Maio: Parece que temos todo o tempo do mundo – mas não temos
Criamos headlines que se evaporam em segundos, artes que ficam irrelevantes em horas e campanhas que já ninguém se lembra na semana seguinte. Nunca se fez tanto, nunca se sentiu tanta falta de tempo.
Maio é aquele mês traiçoeiro em que a ilusão do tempo joga contra nós. Ainda não é verão, mas já se sente a antecipação das férias. Ainda faltam semanas para o segundo semestre, mas a sensação de “há tempo para tudo” instala-se perigosamente. As agendas parecem mais folgadas, os prazos parecem distantes, os projetos parecem sob controle. Parece.
A publicidade, como qualquer outro setor que vive de prazos, tem um talento especial para acreditar no tempo elástico. Tudo começa com um calendário organizado, com milestones bem definidos e reuniões estratégicas para garantir que “vamos fazer isto com tempo”. Depois, a realidade acontece:
O prazo inicial parecia uma eternidade? Agora é amanhã.
A revisão final seria um mero ajuste? Já vamos na versão 37.
O cliente não tinha pressa? Afinal, precisa “urgentemente para ontem”.
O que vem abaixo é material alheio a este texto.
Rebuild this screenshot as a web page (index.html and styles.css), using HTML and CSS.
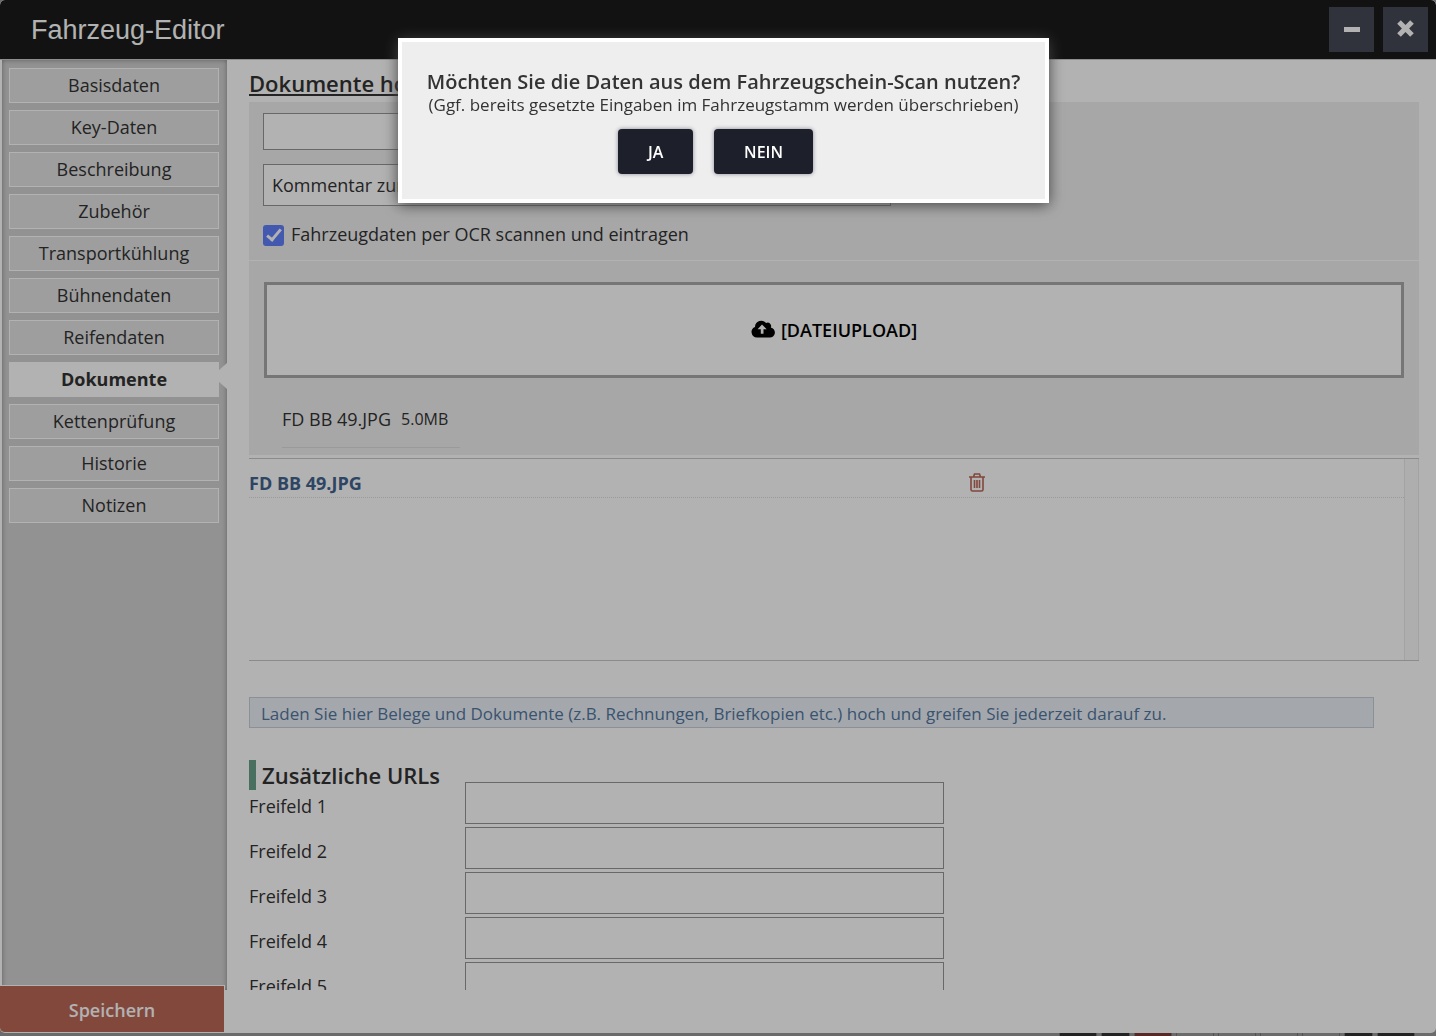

E é assim que maio, esse mês primaveril e aparentemente tranquilo, se torna o grande laboratório do pânico criativo. O ambiente muda de repente: reuniões que antes eram em modo relax agora são sprints de sobrevivência, deadlines que pareciam distantes chegam como um comboio desgovernado e o “estamos bem de tempo” transforma-se num mantra de auto ilusão.
A criação passa por três fases bem conhecidas:
- Fase Zen — Temos dias pela frente, tudo está controlado, podemos explorar ideias e conceitos com calma.
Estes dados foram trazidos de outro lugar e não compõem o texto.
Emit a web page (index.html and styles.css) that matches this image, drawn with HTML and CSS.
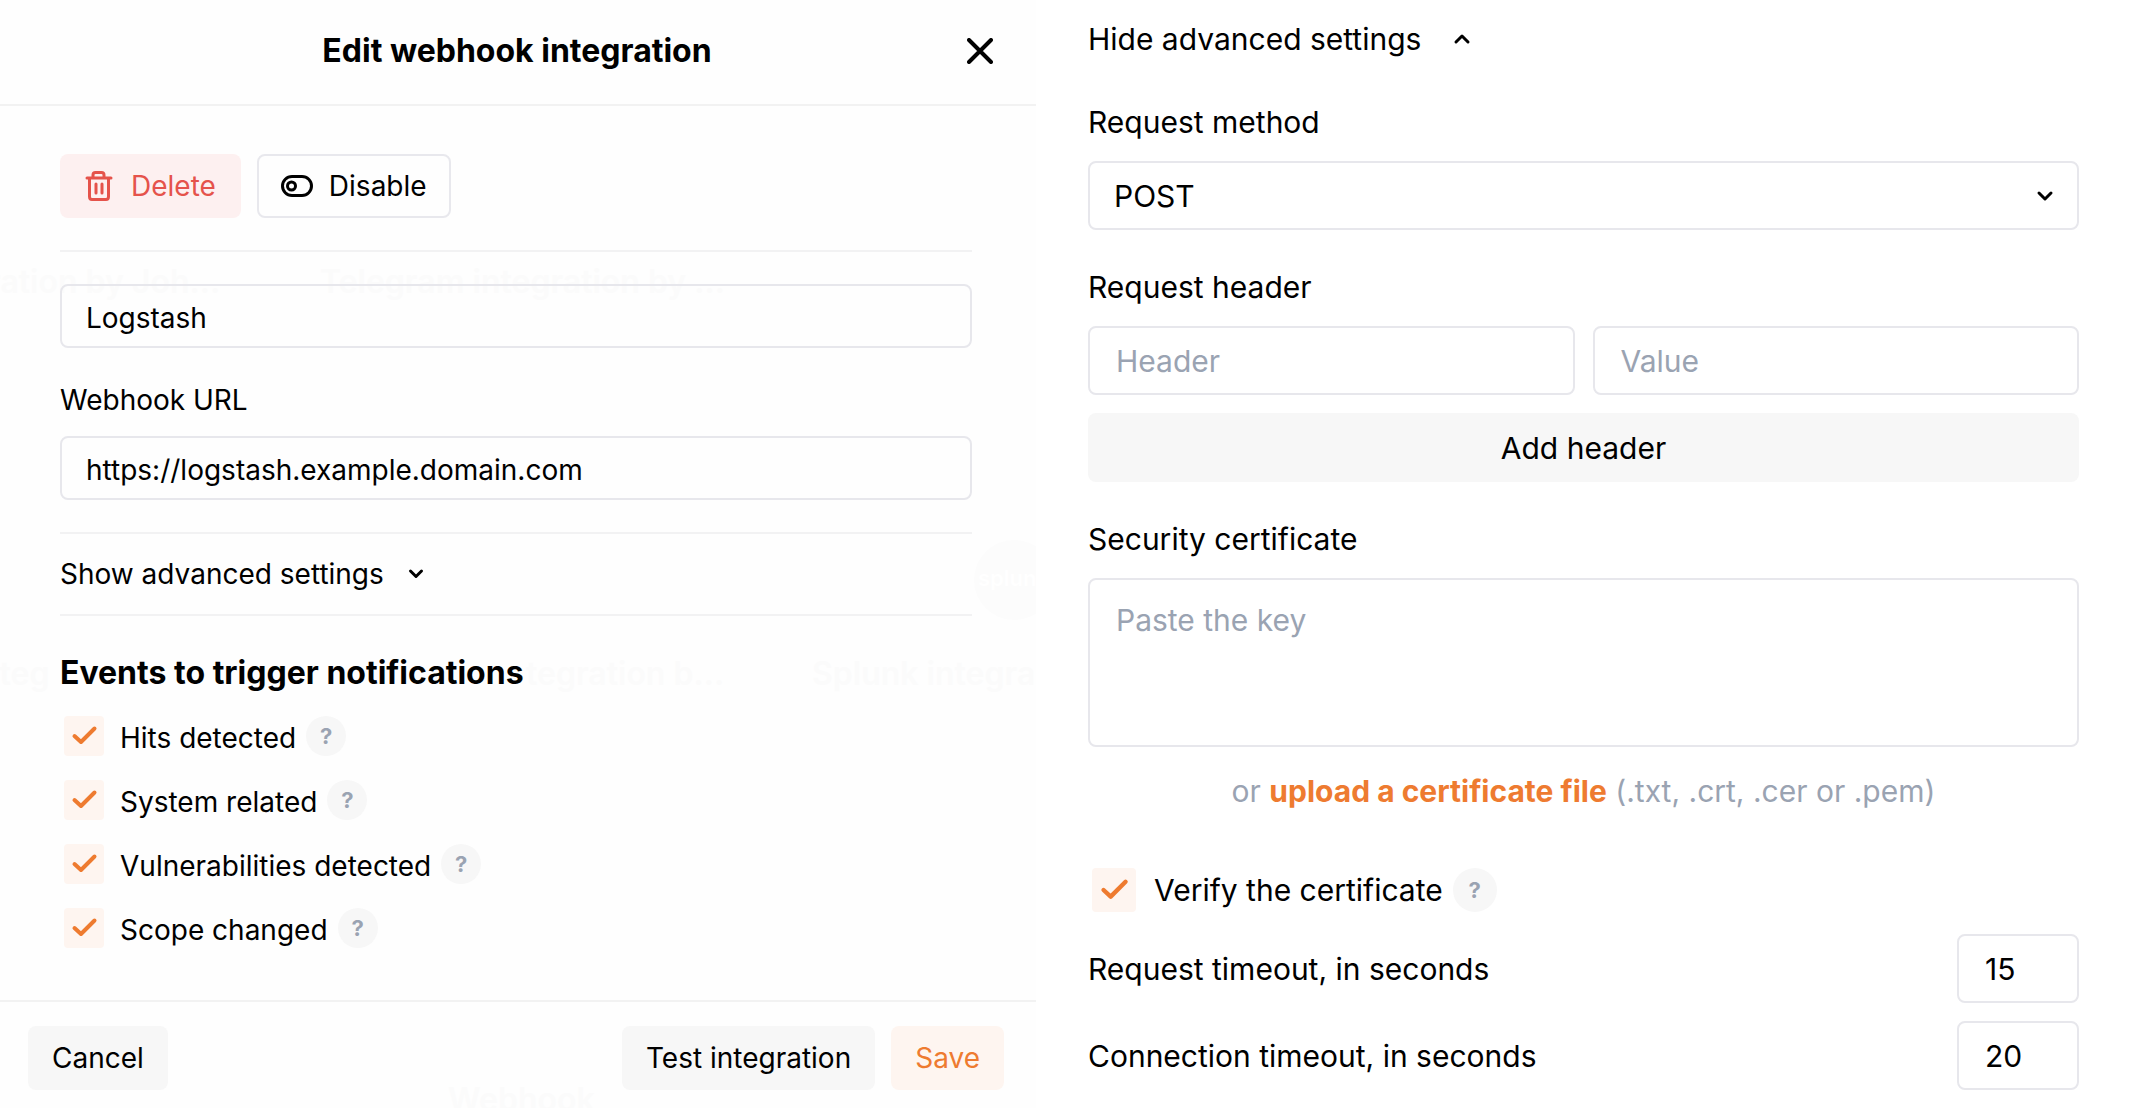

- Fase Desespero Light — Começamos a perceber que os dias passaram num piscar de olhos. Ainda há tempo, mas já ninguém respira tão fundo.
- Fase Pânico Olímpico — Agora é cada um por si. A produtividade dispara, o café triplica e, milagrosamente, algumas das melhores ideias nascem entre um “manda-me isso em alta, já!” e um “confirma se recebeste o Wetransfer, por favor”.
Porque, sejamos honestos: grande parte das melhores ideias nascem exatamente assim, no último minuto. Não porque gostamos de sofrer (embora haja dias em que parece), mas porque a pressão do tempo obriga a um foco brutal. A procrastinação criativa, quando bem utilizada, pode ser um motor genial. Aquela ideia que andava a ser lapidada durante dias às vezes não chega a lado nenhum, enquanto aquela que surge num café cinco minutos antes da apresentação se torna a campanha do ano.
Aliás, hoje os posts de redes sociais são os novos anúncios de imprensa — só que a sair ao minuto. O que antes era pensado e refinado como peça institucional agora nasce, vive e morre na velocidade de um scroll. Criamos headlines que se evaporam em segundos, artes que ficam irrelevantes em horas e campanhas que já ninguém se lembra na semana seguinte. Nunca se fez tanto, tão depressa — e, ironicamente, nunca se sentiu tanta falta de tempo para pensar.
A verdade é que nunca há tempo de sobra — e, paradoxalmente, nunca houve tanto tempo como agora. A publicidade hoje vive num paradoxo: há mais canais, mais formatos, mais possibilidades — e menos tempo para pensar. O imediatismo ganhou, a urgência é o briefing e a ideia “perfeita” é a que dá para executar antes que a tendência morra.